Government Seeks Clinicians' Input In Drug Abuse Research Agenda
A federal agency is funding a practice research initiative whose goal is to enhance communication between substance abuse researchers and clinicians to ensure that research studies are relevant to the needs of those who treat drug abusers.
Too often, wide gaps separate substance abuse researchers, policymakers, and treatment providers, said Mady Chalk, Ph.D., director of the Office of Managed Care at the federal Center for Substance Abuse Treatment (CSAT).
"Either treatment research is not relevant to practitioner needs or research findings are simply not being implemented," Chalk observed at a conference sponsored by CSAT’s Advisory Council last month in Bethesda, Md.
"We’ve finished working on the general-principles level," agreed Alan Leshner, Ph.D., director of the National Institute on Drug Abuse, speaking specifically about substance abuse prevention. He noted, however, that his remarks applied to treatment research as well.
"Now we have to see what works for whom under what circumstances. The local context must be assessed and then programs modified to fit," he said.
Typically, said Chalk, community-based groups have to tell researchers that the kind of research they are proposing to do with, or for, the providers does not meet their needs. "This is one problem we as a field have not solved."
As an example, Chalk cited the case of clinicians in New York State who are seeking "best practices" for retaining patients in treatment programs. A federal official told them that research on retention was "inadequate." This, said the providers, was exactly the point—that the research they needed to solve their problem did not exist.
In an effort to bridge this gap, late in 1999 the Office of Managed Care funded a series of nine practice research collaboratives (PRCs). Their goal, said Chalk, is to create an infrastructure for community-based treatment research studies that are relevant to local provider needs. The grant program grew out of an Institute of Medicine report, "Partnerships for a Changing Environment," for which CSAT was the prime funder and which Chalk directed.

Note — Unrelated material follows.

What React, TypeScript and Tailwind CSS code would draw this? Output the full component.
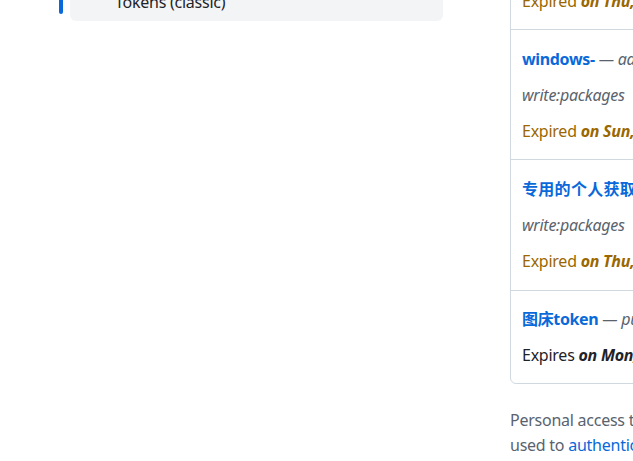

"The idea," said Chalk, "was to motivate local providers by asking research questions they’re interested in."
Nine one-year grants were awarded: one each in Iowa, California, Louisiana, Georgia, New York, Florida, and Arizona and two in Portland, Ore., one of which will be specifically focused on Native Americans. The initial grants will serve to establish networks, assess needs, set knowledge development and application agendas, study how to apply and disseminate knowledge, and devise a three-year implementation plan. The implementation grants will be limited to the existing grantees, said Frances Cotter, a social science analyst with the Office of Managed Care.
The research agenda will thus originate from the ground up, said Chalk, not the top down. The program will help these treatment providers define their organizational and clinical research needs, then develop these ideas so they can be full partners in conducting the research. In subsequent stages of the program, the PRCs will develop additional sources of funds to adapt evidence-based findings and test them so they can be incorporated into treatment programs.
"We’re looking at local collaborations between researchers and providers and their stakeholders, to develop their own agendas," she said. It will not be an overnight process. "Five years will just be a beginning."
The PRC program has only just begun, but the collaboratives are holding stakeholder meetings to establish the range and priority of questions they feel need to be addressed in their regions. For instance, a statewide PRC in Oregon wants to assess strategies for staff training that affect the relationship between staff and client turnover. They want to compare chronic versus acute episodic models of care, and ways of maintaining relationships with clients and continuity of care following discharge. They also want to compare single with multiple modalities in treatment. Each PRC must also develop means to disseminate the results of the research.
At the same time, said Leshner, NIDA research was continuing on the national level in several areas of ultimate interest to treatment providers.
"We’ve come a long way in replacing ideology with science," he said.
NIDA-funded researchers are looking at how genes and environment interact in addiction to nicotine, cocaine, heroin, and codeine. Population genetic studies are under way to identify which genes render people more susceptible to addiction but not, he emphasized, to see whether some people are genetically more vulnerable.
Others were looking at biochemical mechanisms—like dopamine D2 receptors in the striatum region of the brain—which might make people more or less prone to addiction. For instance, one team noted a different response in PET scans of the brains of people who found pleasure in methylphenidate (a mild stimulant) compared with those who found it unpleasant.
Leshner noted an area of direct application to the treatment community lay in the undefined boundary area between being a drug user and being an addict. "This is clearly a qualitatively different state behaviorally," he said. "We don’t know if it is continuous or discontinuous, but if we could understand it, we could intervene at that stage and avoid many problems."
The real-world relationship between drug abuse and infectious diseases also worries Leshner. "We know a lot about the long-term use of alcohol but not much about the long-term medical consequences of drug abuse, especially when combined with infectious diseases—AIDS, hepatitis C, or tuberculosis," he said. "What happens to the body over that time? What happens when a patient is taking prescription medications and is on heroin?"
Finally, he noted that primate research has shown that the effects on cognate functions of "club drugs" linger for months after use is stopped, and the effect on dopamine transporters may last as long as two years. There are ongoing Phase II/III trials for four new drugs designed to counter methamphetamine.